* WHAT TO PRODUCE
Sort through the data and copy the lines holding the word "this".

* DATA EXTRACT
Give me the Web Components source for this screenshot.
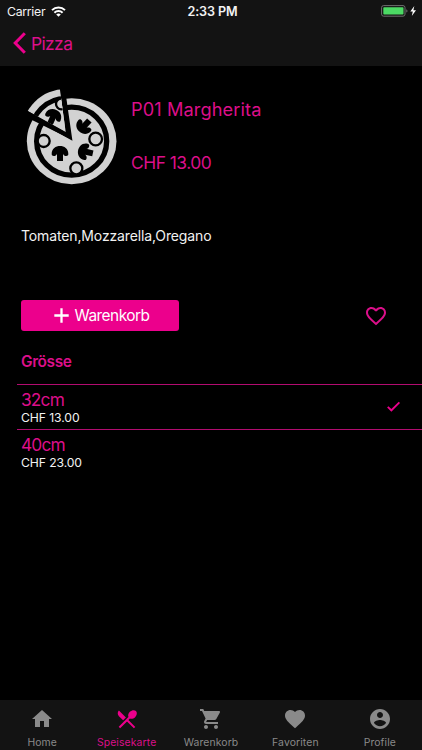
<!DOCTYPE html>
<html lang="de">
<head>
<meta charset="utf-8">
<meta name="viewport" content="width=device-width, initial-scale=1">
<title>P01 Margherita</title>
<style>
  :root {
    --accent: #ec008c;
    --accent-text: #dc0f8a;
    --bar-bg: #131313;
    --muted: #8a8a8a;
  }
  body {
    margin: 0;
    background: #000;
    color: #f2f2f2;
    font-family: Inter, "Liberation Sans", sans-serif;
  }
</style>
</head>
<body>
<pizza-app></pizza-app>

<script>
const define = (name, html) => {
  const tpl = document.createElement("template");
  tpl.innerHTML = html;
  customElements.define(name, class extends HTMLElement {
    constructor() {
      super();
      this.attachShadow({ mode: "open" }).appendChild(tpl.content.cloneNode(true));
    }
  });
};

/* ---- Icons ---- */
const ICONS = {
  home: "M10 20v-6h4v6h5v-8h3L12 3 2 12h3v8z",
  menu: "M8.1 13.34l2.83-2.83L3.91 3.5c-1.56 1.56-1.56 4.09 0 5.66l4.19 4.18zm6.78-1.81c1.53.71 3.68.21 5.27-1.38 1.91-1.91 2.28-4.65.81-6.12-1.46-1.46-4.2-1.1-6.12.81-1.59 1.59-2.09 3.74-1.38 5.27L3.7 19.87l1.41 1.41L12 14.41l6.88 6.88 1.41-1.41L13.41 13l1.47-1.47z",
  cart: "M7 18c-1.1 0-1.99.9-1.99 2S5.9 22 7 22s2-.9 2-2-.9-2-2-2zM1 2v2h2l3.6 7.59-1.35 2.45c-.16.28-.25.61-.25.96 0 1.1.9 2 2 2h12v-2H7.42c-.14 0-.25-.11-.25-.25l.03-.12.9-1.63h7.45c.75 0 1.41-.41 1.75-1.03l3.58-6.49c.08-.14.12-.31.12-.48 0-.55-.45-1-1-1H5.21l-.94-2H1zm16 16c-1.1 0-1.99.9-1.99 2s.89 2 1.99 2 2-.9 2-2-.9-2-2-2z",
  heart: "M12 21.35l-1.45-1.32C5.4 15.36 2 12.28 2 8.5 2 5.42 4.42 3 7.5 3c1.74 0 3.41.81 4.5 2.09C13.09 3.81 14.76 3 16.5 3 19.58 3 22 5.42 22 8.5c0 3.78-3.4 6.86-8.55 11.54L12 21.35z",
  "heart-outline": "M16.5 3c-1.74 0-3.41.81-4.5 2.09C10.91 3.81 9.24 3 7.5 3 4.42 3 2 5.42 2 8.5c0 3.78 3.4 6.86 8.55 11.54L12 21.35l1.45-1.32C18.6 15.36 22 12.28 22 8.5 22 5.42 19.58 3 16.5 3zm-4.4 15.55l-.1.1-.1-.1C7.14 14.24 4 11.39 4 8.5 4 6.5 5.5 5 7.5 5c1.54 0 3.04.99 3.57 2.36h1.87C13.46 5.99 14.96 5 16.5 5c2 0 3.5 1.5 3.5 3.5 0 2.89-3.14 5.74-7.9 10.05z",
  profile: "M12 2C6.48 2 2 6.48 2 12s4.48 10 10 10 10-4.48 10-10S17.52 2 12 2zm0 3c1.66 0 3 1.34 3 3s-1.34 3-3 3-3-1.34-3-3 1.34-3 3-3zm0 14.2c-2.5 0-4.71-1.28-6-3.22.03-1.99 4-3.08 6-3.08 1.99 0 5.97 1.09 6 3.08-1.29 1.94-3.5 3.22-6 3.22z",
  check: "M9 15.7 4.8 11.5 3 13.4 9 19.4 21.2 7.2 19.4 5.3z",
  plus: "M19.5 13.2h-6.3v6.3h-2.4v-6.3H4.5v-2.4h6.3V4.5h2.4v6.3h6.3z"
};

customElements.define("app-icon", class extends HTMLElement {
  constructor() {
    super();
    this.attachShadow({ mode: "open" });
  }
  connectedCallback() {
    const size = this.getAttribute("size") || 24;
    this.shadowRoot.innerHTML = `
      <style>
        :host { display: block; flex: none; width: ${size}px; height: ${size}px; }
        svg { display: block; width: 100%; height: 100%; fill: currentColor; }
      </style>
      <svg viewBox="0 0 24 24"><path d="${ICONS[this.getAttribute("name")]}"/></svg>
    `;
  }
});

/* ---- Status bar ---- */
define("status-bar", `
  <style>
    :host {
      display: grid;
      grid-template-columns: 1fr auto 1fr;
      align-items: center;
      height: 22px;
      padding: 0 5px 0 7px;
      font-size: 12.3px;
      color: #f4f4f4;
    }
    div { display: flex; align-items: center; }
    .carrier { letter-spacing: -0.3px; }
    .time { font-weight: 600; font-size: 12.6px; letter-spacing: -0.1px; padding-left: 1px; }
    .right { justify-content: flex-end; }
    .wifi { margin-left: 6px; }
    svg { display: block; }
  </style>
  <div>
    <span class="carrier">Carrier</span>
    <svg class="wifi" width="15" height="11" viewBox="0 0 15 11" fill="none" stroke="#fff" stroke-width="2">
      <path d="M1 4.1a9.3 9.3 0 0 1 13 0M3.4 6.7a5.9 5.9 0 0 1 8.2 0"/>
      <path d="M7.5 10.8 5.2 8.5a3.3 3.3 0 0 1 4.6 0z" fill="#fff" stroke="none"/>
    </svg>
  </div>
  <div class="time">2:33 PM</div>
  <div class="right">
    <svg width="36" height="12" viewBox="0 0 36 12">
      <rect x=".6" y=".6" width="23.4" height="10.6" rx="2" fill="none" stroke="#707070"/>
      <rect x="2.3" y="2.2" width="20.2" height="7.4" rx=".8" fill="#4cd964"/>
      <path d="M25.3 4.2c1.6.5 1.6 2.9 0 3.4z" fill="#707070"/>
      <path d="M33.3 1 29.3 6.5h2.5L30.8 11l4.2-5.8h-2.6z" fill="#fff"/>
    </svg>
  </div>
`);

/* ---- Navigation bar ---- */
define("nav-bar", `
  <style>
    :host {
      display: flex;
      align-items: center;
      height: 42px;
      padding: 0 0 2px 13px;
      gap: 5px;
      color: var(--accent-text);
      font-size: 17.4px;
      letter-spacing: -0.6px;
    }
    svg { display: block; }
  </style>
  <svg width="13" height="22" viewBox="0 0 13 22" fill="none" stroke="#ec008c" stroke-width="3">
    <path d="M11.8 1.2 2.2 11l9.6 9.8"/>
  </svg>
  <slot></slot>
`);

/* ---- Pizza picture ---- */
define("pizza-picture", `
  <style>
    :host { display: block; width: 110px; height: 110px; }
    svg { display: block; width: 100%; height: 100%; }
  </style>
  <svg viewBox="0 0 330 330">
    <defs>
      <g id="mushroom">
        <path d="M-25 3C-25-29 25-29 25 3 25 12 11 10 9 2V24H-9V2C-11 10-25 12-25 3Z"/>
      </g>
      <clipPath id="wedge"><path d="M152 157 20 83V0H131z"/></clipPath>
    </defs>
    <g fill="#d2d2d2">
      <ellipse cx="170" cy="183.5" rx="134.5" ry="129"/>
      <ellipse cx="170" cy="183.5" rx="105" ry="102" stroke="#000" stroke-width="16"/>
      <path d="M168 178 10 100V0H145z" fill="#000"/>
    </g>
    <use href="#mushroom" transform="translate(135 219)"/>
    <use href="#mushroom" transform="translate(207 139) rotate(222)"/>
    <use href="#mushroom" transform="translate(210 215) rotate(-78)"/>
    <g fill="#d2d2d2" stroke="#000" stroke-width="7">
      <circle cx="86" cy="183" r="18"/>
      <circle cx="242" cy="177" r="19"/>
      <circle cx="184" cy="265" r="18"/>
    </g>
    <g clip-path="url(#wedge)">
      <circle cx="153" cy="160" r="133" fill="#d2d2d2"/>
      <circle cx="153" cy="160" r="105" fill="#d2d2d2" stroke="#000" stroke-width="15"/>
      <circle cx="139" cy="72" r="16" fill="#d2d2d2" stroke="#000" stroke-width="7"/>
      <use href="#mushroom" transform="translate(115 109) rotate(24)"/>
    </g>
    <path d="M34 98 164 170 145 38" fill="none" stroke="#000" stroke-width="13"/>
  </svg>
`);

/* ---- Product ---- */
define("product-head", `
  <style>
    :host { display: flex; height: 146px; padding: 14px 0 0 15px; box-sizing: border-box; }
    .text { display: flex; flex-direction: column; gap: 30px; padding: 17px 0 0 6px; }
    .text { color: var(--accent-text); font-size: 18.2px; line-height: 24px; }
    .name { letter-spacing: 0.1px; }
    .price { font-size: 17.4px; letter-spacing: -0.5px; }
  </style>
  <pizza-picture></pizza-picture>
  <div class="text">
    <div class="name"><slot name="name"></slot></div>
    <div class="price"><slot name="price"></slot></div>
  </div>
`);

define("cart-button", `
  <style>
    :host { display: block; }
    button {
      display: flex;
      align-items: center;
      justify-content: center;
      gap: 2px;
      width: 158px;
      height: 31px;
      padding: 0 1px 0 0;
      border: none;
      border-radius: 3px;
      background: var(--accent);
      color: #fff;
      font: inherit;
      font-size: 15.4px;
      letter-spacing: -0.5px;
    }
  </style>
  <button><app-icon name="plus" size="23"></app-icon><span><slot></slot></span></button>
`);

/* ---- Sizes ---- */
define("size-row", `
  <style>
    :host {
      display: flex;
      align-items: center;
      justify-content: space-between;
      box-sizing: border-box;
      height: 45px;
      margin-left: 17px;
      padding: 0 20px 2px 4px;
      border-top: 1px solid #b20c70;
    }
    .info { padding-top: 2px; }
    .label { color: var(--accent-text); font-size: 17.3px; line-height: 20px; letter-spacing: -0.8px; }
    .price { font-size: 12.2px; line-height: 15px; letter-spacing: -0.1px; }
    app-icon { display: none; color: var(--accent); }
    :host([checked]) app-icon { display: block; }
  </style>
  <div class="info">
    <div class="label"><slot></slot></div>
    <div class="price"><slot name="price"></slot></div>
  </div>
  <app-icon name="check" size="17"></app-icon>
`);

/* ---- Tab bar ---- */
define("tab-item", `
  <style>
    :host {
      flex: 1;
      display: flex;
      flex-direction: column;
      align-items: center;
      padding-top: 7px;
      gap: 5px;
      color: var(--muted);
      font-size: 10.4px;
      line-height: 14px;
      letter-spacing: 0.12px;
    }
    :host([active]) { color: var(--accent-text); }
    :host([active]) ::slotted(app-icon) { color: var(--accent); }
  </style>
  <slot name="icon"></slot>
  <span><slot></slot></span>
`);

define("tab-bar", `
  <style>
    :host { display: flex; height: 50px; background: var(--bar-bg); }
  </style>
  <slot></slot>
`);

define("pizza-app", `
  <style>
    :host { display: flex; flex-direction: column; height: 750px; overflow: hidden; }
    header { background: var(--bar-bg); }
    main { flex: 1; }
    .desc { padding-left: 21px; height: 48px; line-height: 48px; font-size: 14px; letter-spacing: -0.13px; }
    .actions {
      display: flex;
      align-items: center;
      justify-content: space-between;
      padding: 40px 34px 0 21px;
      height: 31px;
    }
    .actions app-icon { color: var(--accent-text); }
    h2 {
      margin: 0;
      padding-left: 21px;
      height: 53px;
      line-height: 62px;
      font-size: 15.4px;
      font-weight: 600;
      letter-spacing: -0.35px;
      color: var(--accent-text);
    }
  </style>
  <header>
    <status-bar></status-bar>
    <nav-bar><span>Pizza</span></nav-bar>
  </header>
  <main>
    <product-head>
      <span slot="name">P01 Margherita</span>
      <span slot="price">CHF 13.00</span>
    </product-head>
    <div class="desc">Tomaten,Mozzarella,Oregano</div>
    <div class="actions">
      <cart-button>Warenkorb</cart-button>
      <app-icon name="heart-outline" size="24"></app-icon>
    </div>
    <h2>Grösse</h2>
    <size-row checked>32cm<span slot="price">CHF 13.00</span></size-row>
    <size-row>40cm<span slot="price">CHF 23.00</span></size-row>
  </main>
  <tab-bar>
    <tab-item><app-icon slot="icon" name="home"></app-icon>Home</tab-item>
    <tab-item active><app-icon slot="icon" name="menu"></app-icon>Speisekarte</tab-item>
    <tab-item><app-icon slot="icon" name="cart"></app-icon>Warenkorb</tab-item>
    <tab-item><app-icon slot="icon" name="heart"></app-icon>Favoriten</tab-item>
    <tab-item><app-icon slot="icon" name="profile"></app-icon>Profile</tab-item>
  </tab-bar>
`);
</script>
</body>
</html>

...

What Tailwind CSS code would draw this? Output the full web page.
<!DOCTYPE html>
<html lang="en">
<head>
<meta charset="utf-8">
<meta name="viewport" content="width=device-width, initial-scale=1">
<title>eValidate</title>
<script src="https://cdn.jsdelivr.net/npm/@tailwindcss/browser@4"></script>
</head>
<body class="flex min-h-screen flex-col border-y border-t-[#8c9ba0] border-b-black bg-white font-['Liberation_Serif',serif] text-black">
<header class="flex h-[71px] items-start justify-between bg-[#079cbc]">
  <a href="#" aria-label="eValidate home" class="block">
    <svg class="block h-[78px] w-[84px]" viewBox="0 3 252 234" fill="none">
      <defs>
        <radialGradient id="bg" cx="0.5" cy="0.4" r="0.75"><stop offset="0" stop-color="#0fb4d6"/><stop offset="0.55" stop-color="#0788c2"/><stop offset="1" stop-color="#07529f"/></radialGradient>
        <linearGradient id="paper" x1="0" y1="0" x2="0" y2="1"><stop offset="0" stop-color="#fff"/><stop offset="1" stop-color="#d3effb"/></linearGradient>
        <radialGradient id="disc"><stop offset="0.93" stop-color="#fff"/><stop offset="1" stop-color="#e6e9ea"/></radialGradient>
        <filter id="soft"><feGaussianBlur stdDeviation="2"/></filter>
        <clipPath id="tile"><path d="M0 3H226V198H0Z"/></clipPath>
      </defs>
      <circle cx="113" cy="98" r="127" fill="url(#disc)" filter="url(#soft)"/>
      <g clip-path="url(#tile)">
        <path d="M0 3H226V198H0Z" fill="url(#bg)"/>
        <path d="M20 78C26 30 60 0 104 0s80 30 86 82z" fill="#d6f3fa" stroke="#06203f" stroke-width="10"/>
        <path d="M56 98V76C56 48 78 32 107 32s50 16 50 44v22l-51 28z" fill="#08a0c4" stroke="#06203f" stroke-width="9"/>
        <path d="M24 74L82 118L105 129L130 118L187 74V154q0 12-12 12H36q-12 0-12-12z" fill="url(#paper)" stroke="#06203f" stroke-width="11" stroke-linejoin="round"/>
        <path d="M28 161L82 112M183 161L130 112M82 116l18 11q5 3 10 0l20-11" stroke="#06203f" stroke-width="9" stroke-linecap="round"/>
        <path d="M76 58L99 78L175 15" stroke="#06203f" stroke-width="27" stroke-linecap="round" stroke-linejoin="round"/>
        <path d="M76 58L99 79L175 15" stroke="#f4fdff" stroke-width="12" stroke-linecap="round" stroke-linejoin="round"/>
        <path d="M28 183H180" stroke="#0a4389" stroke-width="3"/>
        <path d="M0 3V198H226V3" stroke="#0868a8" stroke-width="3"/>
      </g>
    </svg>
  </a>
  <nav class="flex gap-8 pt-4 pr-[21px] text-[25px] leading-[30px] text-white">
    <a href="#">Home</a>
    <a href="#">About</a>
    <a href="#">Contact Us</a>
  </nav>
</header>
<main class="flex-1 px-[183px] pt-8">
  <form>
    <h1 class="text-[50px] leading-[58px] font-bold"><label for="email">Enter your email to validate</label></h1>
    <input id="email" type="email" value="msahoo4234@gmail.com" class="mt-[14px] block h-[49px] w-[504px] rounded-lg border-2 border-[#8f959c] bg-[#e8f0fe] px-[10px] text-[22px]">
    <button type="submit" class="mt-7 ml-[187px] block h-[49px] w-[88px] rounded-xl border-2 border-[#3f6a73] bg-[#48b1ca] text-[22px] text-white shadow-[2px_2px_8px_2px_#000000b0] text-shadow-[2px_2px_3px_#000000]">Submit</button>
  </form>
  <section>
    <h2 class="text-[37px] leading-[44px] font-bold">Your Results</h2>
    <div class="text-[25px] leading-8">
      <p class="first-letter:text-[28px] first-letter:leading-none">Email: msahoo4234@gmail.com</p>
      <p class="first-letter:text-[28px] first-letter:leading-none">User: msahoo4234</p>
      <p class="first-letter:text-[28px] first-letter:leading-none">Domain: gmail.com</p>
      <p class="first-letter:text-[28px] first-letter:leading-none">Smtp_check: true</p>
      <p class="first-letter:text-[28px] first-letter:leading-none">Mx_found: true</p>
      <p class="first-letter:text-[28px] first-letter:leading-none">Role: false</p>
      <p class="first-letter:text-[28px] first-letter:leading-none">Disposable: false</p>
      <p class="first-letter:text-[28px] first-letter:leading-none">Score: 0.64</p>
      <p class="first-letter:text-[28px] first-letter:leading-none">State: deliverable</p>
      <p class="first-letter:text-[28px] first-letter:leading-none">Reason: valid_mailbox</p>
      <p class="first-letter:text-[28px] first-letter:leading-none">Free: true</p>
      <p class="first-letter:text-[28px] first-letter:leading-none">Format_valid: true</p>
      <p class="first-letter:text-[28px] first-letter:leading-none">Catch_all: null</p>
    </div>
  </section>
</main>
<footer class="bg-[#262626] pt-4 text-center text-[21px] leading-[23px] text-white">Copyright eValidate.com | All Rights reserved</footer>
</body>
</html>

* EXERCISE RESULT
Give me the Web Components source for this screenshot.
      this.attachShadow({ mode: "open" }).appendChild(tpl.content.cloneNode(true));
    this.attachShadow({ mode: "open" });
    const size = this.getAttribute("size") || 24;
    this.shadowRoot.innerHTML = `
      <svg viewBox="0 0 24 24"><path d="${ICONS[this.getAttribute("name")]}"/></svg>
What Tailwind CSS code would draw this? Output the full web page.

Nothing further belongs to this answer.